7. The lawnmower of claim 6, wherein an operator of the lawnmower is positioned above the engine.

8. The lawnmower of claim 7, wherein the noise reduction shroud is located between the engine and the operator.

9. The lawnmower of claim 7, wherein the noise reduction shroud directs engine noise away from the operator.

10. The lawnmower of claim 6, wherein the lawnmower is a zero-turn radius lawnmower.

11. The lawnmower of claim 6 wherein the shroud further comprises an acoustic barrier material.

12. The lawnmower of claim 6, wherein the engine is liquid-cooled and further comprises a heat exchanger.
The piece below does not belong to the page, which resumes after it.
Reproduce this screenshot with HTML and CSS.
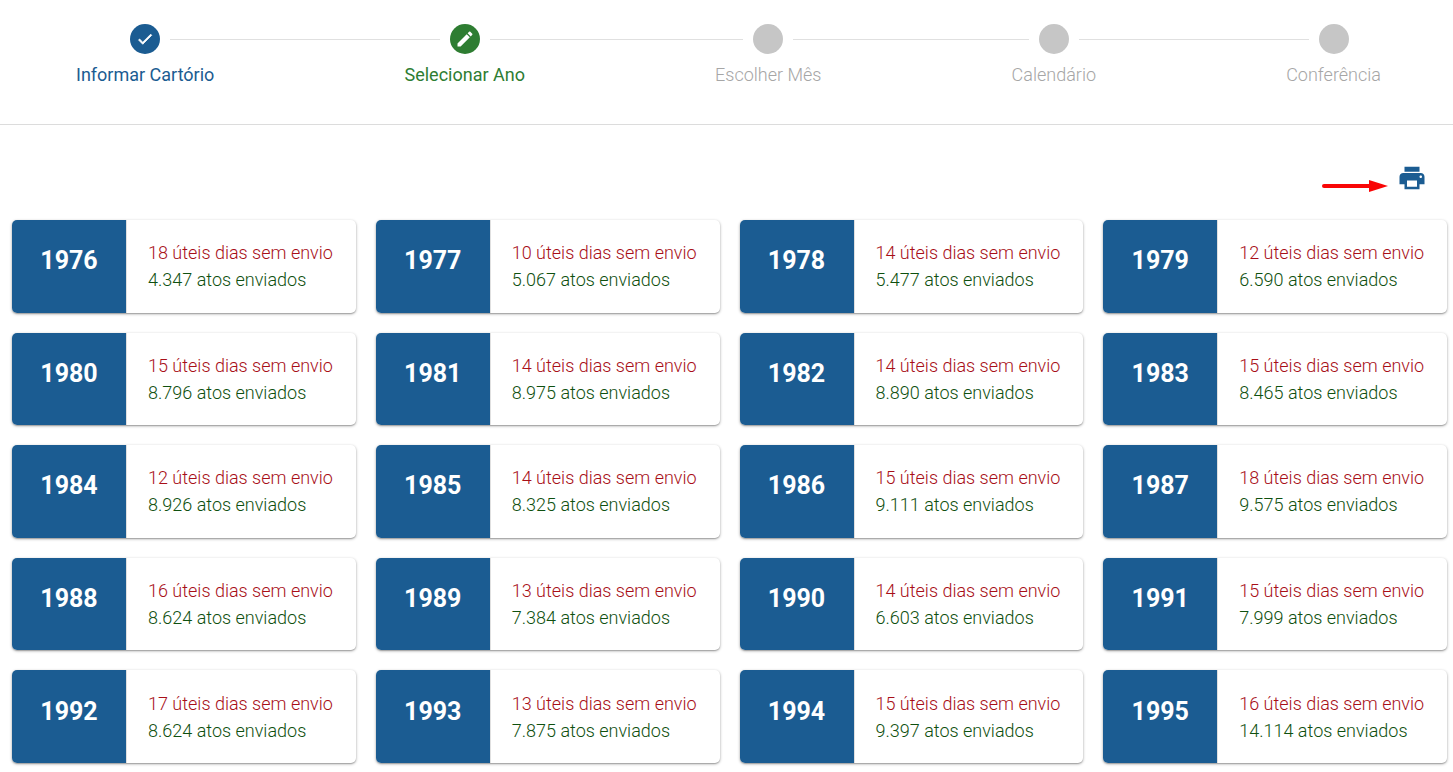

13. A method to reduce noise exposure to an operator of equipment comprising a utility engine that has an attached blower housing, the method comprising: placing a noise reduction shroud over the utility engine such that the noise reduction shroud is located between the utility engine and the operator,wherein the shroud comprises a one-piece shell that is positioned above and around the blower housing located on the engine to define a space between the shroud and the engine, wherein the shell is adapted such that air entering the blower housing must first flow from a bottom side of the engine up through the space between the shroud and the engine.

14. The method of claim 13, wherein the shroud is adapted to direct engine noise away from the operator.

15. The method of claim 13, wherein the shroud further comprises a lining of a acoustic barrier material.

16. The method of claim 13 wherein a heat exchanger is located within the blower housing.

17. The method of claim 13 wherein at least some of the air entering the blower housing is forced against the heat exchanger.